Copy all lines below containing "this".

RECORDED DATA ::
● ● ● ● ●

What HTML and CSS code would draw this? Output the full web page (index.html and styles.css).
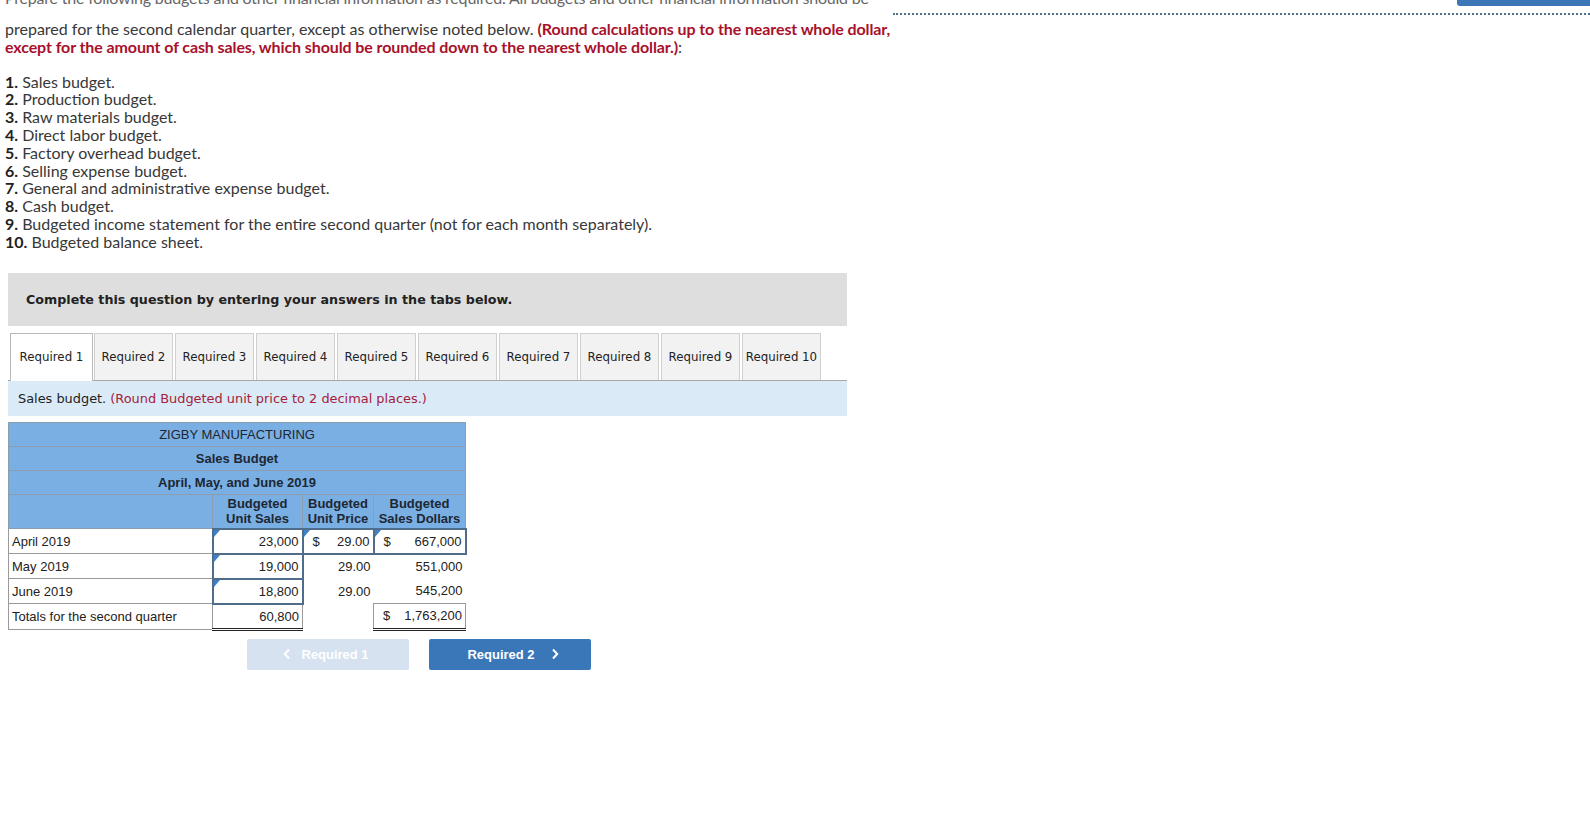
FILE: index.html
```html
<!DOCTYPE html>
<html>
<head>
<meta charset="utf-8">
<link rel="stylesheet" href="styles.css">
</head>
<body>
<div class="topbar-line"></div>
<div class="topbar-btn"></div>

<div class="intro">
  <div class="clip"><p class="clip-text">Prepare the following budgets and other financial information as required. All budgets and other financial information should be</p></div>
  <p class="lead">prepared for the second calendar quarter, except as otherwise noted below. <strong class="red">(Round calculations up to the nearest whole dollar, except for the amount of cash sales, which should be rounded down to the nearest whole dollar.)</strong>:</p>
  <ol class="reqs">
    <li><b>1.</b> Sales budget.</li>
    <li><b>2.</b> Production budget.</li>
    <li><b>3.</b> Raw materials budget.</li>
    <li><b>4.</b> Direct labor budget.</li>
    <li><b>5.</b> Factory overhead budget.</li>
    <li><b>6.</b> Selling expense budget.</li>
    <li><b>7.</b> General and administrative expense budget.</li>
    <li><b>8.</b> Cash budget.</li>
    <li><b>9.</b> Budgeted income statement for the entire second quarter (not for each month separately).</li>
    <li><b>10.</b> Budgeted balance sheet.</li>
  </ol>
</div>

<div class="panel">
  <div class="complete">Complete this question by entering your answers in the tabs below.</div>

  <div class="tabs">
    <div class="tab active">Required 1</div>
    <div class="tab">Required 2</div>
    <div class="tab">Required 3</div>
    <div class="tab">Required 4</div>
    <div class="tab">Required 5</div>
    <div class="tab">Required 6</div>
    <div class="tab">Required 7</div>
    <div class="tab">Required 8</div>
    <div class="tab">Required 9</div>
    <div class="tab">Required 10</div>
  </div>

  <div class="instr">Sales budget. <span class="instr-red">(Round Budgeted unit price to 2 decimal places.)</span></div>

  <table class="budget">
    <colgroup>
      <col class="c1"><col class="c2"><col class="c3"><col class="c4">
    </colgroup>
    <tr class="hrow"><td colspan="4" class="title">ZIGBY MANUFACTURING</td></tr>
    <tr class="hrow"><td colspan="4" class="title b">Sales Budget</td></tr>
    <tr class="hrow"><td colspan="4" class="title b">April, May, and June 2019</td></tr>
    <tr class="colhead">
      <td></td>
      <td>Budgeted<br>Unit Sales</td>
      <td>Budgeted<br>Unit Price</td>
      <td>Budgeted<br>Sales Dollars</td>
    </tr>
    <tr class="brow">
      <td class="label">April 2019</td>
      <td class="inp"><span class="tri"></span><span class="num">23,000</span></td>
      <td class="inp"><span class="tri"></span><span class="cur">$</span><span class="num">29.00</span></td>
      <td class="inp"><span class="tri"></span><span class="cur">$</span><span class="num">667,000</span></td>
    </tr>
    <tr class="brow">
      <td class="label">May 2019</td>
      <td class="inp"><span class="tri"></span><span class="num">19,000</span></td>
      <td class="plain"><span class="num">29.00</span></td>
      <td class="plain"><span class="num">551,000</span></td>
    </tr>
    <tr class="brow">
      <td class="label">June 2019</td>
      <td class="inp"><span class="tri"></span><span class="num">18,800</span></td>
      <td class="plain"><span class="num">29.00</span></td>
      <td class="plain"><span class="num">545,200</span></td>
    </tr>
    <tr class="brow">
      <td class="label">Totals for the second quarter</td>
      <td class="total"><span class="num">60,800</span></td>
      <td class="plain"></td>
      <td class="total"><span class="cur">$</span><span class="num">1,763,200</span></td>
    </tr>
  </table>

  <div class="nav">
    <div class="navbtn prev">
      <svg width="8" height="12" viewBox="0 0 8 12"><polyline points="6,1.5 1.8,6 6,10.5" fill="none" stroke="#fff" stroke-width="2"/></svg>
      <span>Required 1</span>
    </div>
    <div class="navbtn next">
      <span>Required 2</span>
      <svg width="8" height="12" viewBox="0 0 8 12"><polyline points="2,1.5 6.2,6 2,10.5" fill="none" stroke="#fff" stroke-width="2"/></svg>
    </div>
  </div>
</div>
</body>
</html>
```

FILE: styles.css
```css
html, body {
  margin: 0;
  padding: 0;
  background: #fff;
}
body {
  position: relative;
  width: 1590px;
  height: 818px;
  overflow: hidden;
}
.topbar-line {
  position: absolute;
  left: 893px;
  right: 0;
  top: 13px;
  border-top: 2px dotted #4f7089;
}
.topbar-btn {
  position: absolute;
  left: 1457px;
  right: 0;
  top: 0;
  height: 6px;
  background: #3b76b7;
  border-bottom-left-radius: 3px;
}
.intro {
  font-family: Lato, "Open Sans", sans-serif;
  font-size: 16px;
  line-height: 17.8px;
  color: #383838;
  padding-left: 5px;
}
.clip {
  height: 8px;
  overflow: hidden;
}
.clip-text {
  margin: -11px 0 0 0;
  white-space: nowrap;
  letter-spacing: -0.2px;
  color: #666;
}
.lead {
  margin: 12px 0 0 0;
  width: 905px;
}
.red {
  color: #a8112c;
  font-weight: bold;
  letter-spacing: -0.1px;
}
.reqs {
  list-style: none;
  margin: 17px 0 0 0;
  padding: 0;
}
.reqs b {
  font-weight: bold;
  color: #222;
}
.panel {
  margin-left: 8px;
  margin-top: 22px;
  width: 839px;
}
.complete {
  background: #dedede;
  height: 53px;
  box-sizing: border-box;
  padding-left: 18px;
  display: flex;
  align-items: center;
  font-family: "DejaVu Sans", Verdana, sans-serif;
  font-weight: bold;
  font-size: 12.7px;
  color: #222;
}
.tabs {
  display: flex;
  margin-top: 7px;
  padding-left: 2px;
  border-bottom: 1px solid #a8a8a8;
  height: 47px;
}
.tab {
  width: 79px;
  height: 47px;
  box-sizing: border-box;
  margin-right: 2px;
  background: #f2f2f2;
  border: 1px solid #cfcfcf;
  border-bottom: none;
  display: flex;
  align-items: center;
  justify-content: center;
  font-family: "DejaVu Sans", Verdana, sans-serif;
  font-size: 11.8px;
  color: #222;
  white-space: nowrap;
}
.tab.active {
  width: 83px;
  margin-right: 1px;
  background: #fff;
  border-color: #b8b8b8;
  height: 48px;
}
.instr {
  background: #dbeaf7;
  height: 35px;
  box-sizing: border-box;
  padding-left: 10px;
  display: flex;
  align-items: center;
  font-family: "DejaVu Sans", Verdana, sans-serif;
  font-size: 12.9px;
  color: #222;
  white-space: pre;
}
.instr-red {
  color: #a3213b;
}
.budget {
  margin-top: 6px;
  border-collapse: collapse;
  table-layout: fixed;
  width: 457px;
  font-family: "Liberation Sans", Arial, sans-serif;
  font-size: 13px;
  color: #222;
}
.c1 { width: 204px; }
.c2 { width: 90px; }
.c3 { width: 71px; }
.c4 { width: 92px; }
.budget td {
  padding: 0;
}
.hrow td {
  background: #7aafe3;
  border: 1px solid #8d9db0;
  height: 23px;
  text-align: center;
  color: #1d2733;
}
.hrow .b {
  font-weight: bold;
}
.colhead td {
  background: #7aafe3;
  border: 1px solid #8d9db0;
  height: 33px;
  text-align: center;
  font-weight: bold;
  line-height: 15px;
  color: #1d2733;
}
.brow td {
  height: 23px;
  position: relative;
}
.brow .label {
  border: 1px solid #9a9a9a;
  padding-left: 3px;
}
.inp {
  border: 2px solid #4f6c8a;
}
.plain {
  border: none;
}
.total {
  border: 1px solid #9a9a9a;
  border-bottom: 3px double #222;
}
.brow td .num {
  float: right;
  padding-right: 3px;
}
.brow td .cur {
  float: left;
  padding-left: 9px;
}
.tri {
  position: absolute;
  left: 0;
  top: 0;
  width: 0;
  height: 0;
  border-top: 7px solid #3f80c8;
  border-right: 6px solid transparent;
}
.nav {
  display: flex;
  gap: 20px;
  margin-top: 8px;
  padding-left: 239px;
}
.navbtn {
  width: 162px;
  height: 31px;
  border-radius: 2px;
  display: flex;
  align-items: center;
  justify-content: center;
  box-sizing: border-box;
  font-family: "Liberation Sans", Arial, sans-serif;
  font-weight: bold;
  font-size: 13px;
  color: #fff;
}
.navbtn.prev {
  background: #d6e2f0;
  gap: 10px;
  padding-right: 4px;
}
.navbtn.next {
  background: #3a77b9;
  gap: 16px;
  padding-left: 6px;
}
```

● ● ● ● ●

REPLY ::
What HTML and CSS code would draw this? Output the full web page (index.html and styles.css).
  <div class="complete">Complete this question by entering your answers in the tabs below.</div>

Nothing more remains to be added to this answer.